== INFORMATION SHOWN ==
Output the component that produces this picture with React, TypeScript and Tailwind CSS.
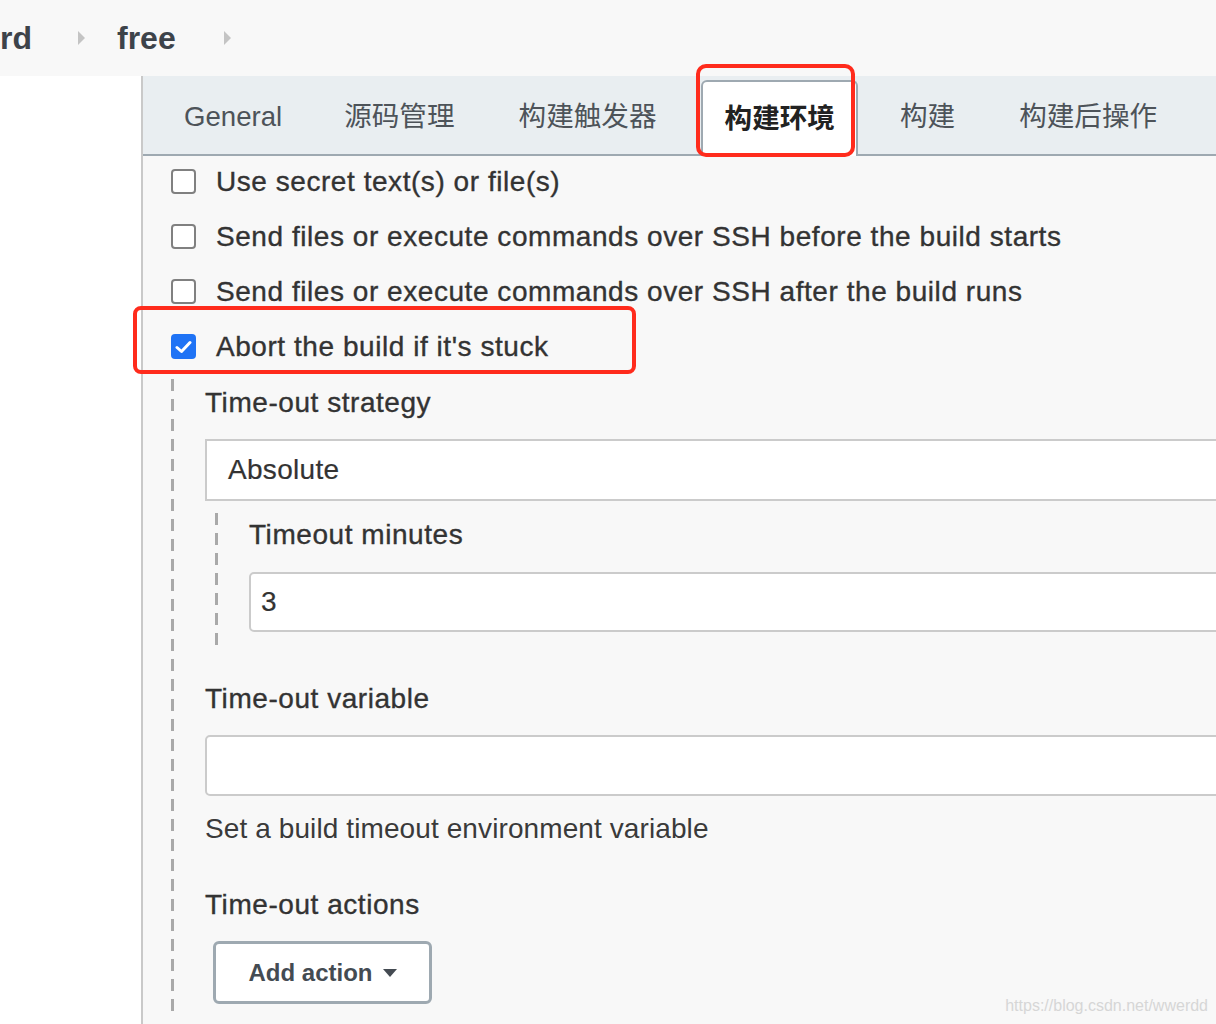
import React from "react";

const Caret = () => (
  <svg width="7" height="14" viewBox="0 0 7 14" className="shrink-0">
    <path d="M0 0 L7 7 L0 14 Z" fill="#c4c4c4" />
  </svg>
);

const Checkbox = ({ checked }: { checked?: boolean }) =>
  checked ? (
    <div className="w-[25px] h-[25px] rounded-[4px] bg-[#1f73f5] flex items-center justify-center shrink-0">
      <svg width="17" height="14" viewBox="0 0 17 14">
        <path d="M2 7.5 L6.5 11.5 L15 2.5" stroke="#fff" strokeWidth="3" fill="none" strokeLinecap="round" strokeLinejoin="round" />
      </svg>
    </div>
  ) : (
    <div className="w-[25px] h-[25px] rounded-[4px] border-2 border-[#808080] bg-white shrink-0" />
  );

const tabs = ["General", "源码管理", "构建触发器", "构建环境", "构建", "构建后操作"];

const dashed =
  "bg-[repeating-linear-gradient(to_bottom,#a9a9a9_0px,#a9a9a9_12px,transparent_12px,transparent_20px)]";

export default function App() {
  return (
    <div className="relative w-[1216px] h-[1024px] overflow-hidden bg-[#f8f8f8] font-['Liberation_Sans','Noto_Sans_CJK_SC',sans-serif] text-[#333]">
      {/* Breadcrumb header */}
      <div className="h-[76px] flex items-center">
        <div className="flex items-center text-[32px] font-bold text-[#3d434a] pb-[1px]">
          <span>rd</span>
          <span className="ml-[46px]"><Caret /></span>
          <span className="ml-[32px]">free</span>
          <span className="ml-[48px]"><Caret /></span>
        </div>
      </div>

      <div className="flex h-[948px]">
        <div className="w-[141px] bg-white shrink-0" />
        <div className="w-[2px] bg-[#c9c9c9] shrink-0" />
        <div className="flex-1 min-w-0">
          {/* Tab bar */}
          <div className="h-[80px] bg-[#e9eef1] border-b-2 border-[#9ea9b1] flex items-end pl-[9px]">
            {tabs.map((t, i) =>
              i === 3 ? (
                <div
                  key={t}
                  className="ml-[12px] mr-[10px] pl-[22px] pr-[21px] h-[76px] -mb-[2px] bg-white border-2 border-b-0 border-[#9ea9b1] rounded-t-[6px] flex items-center text-[27.6px] font-bold text-[#222]"
                >
                  {t}
                </div>
              ) : (
                <div
                  key={t}
                  className={`${i === 1 ? "ml-[8px]" : "ml-[10px]"} mr-[10px] px-[22px] h-[78px] flex items-center text-[27.6px] text-[#4d5359] pt-[4px]`}
                >
                  {t}
                </div>
              )
            )}
          </div>

          {/* Content */}
          <div className="pl-[28px] text-[28px] tracking-[0.55px] [-webkit-text-stroke:0.35px]">
            <div className="h-[55px] mt-[-2px] flex items-center gap-[20px]">
              <Checkbox />
              <span>Use secret text(s) or file(s)</span>
            </div>
            <div className="h-[55px] flex items-center gap-[20px]">
              <Checkbox />
              <span>Send files or execute commands over SSH before the build starts</span>
            </div>
            <div className="h-[55px] flex items-center gap-[20px]">
              <Checkbox />
              <span>Send files or execute commands over SSH after the build runs</span>
            </div>
            <div className="h-[55px] flex items-center gap-[20px]">
              <Checkbox checked />
              <span>Abort the build if it's stuck</span>
            </div>

            {/* Nested section */}
            <div className="mt-[5px] flex">
              <div className={`w-[3px] h-[640px] shrink-0 ${dashed}`} />
              <div className="pl-[31px] flex-1">
                <div className="h-[48px] flex items-center">Time-out strategy</div>
                <div className="mt-[12px] h-[62px] w-[1040px] bg-white border-2 border-[#cbcbcb] flex items-center pl-[21px] tracking-[0.3px] [-webkit-text-stroke:0.2px]">
                  Absolute
                </div>
                <div className="mt-[12px] ml-[10px] flex">
                  <div className={`w-[3px] h-[133px] shrink-0 ${dashed}`} />
                  <div className="pl-[31px]">
                    <div className="h-[44px] flex items-center">Timeout minutes</div>
                    <div className="mt-[15px] h-[60px] w-[1000px] bg-white border-2 border-[#cbcbcb] rounded-[5px] flex items-center pl-[10px] [-webkit-text-stroke:0.2px]">
                      3
                    </div>
                  </div>
                </div>
                <div className="mt-[29px] h-[48px] flex items-center">Time-out variable</div>
                <div className="mt-[12px] h-[61px] w-[1040px] bg-white border-2 border-[#cbcbcb] rounded-[5px]" />
                <div className="mt-[9px] h-[48px] flex items-center text-[#3a3a3a] tracking-[0.1px] [-webkit-text-stroke:0px]">
                  Set a build timeout environment variable
                </div>
                <div className="mt-[28px] h-[48px] flex items-center">Time-out actions</div>
                <div className="mt-[12px] ml-[8px] h-[63px] w-[219px] bg-white border-[3px] border-[#9ea9b1] rounded-[6px] flex items-center justify-center gap-[10px] font-bold text-[24px] tracking-normal [-webkit-text-stroke:0px] text-[#444b52]">
                  <span>Add action</span>
                  <svg width="14" height="8" viewBox="0 0 14 8">
                    <path d="M0 0 L14 0 L7 8 Z" fill="#444b52" />
                  </svg>
                </div>
              </div>
            </div>
          </div>
        </div>
      </div>

      {/* Red annotation boxes */}
      <div className="absolute left-[696px] top-[64px] w-[159px] h-[93px] border-[4px] border-[#ff2b1c] rounded-[10px] pointer-events-none" />
      <div className="absolute left-[133px] top-[306px] w-[503px] h-[68px] border-[4px] border-[#ff2b1c] rounded-[8px] pointer-events-none" />

      {/* Watermark */}
      <div className="absolute right-[8px] bottom-[6px] text-[16px] text-[#d6d6d6]">https://blog.csdn.net/wwerdd</div>
    </div>
  );
}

== WHAT THE TASK ASKS ==
Pick out the lines that contain "React" and copy them.

== WRITTEN RESPONSE ==
Output the component that produces this picture with React, TypeScript and Tailwind CSS.
import React from "react";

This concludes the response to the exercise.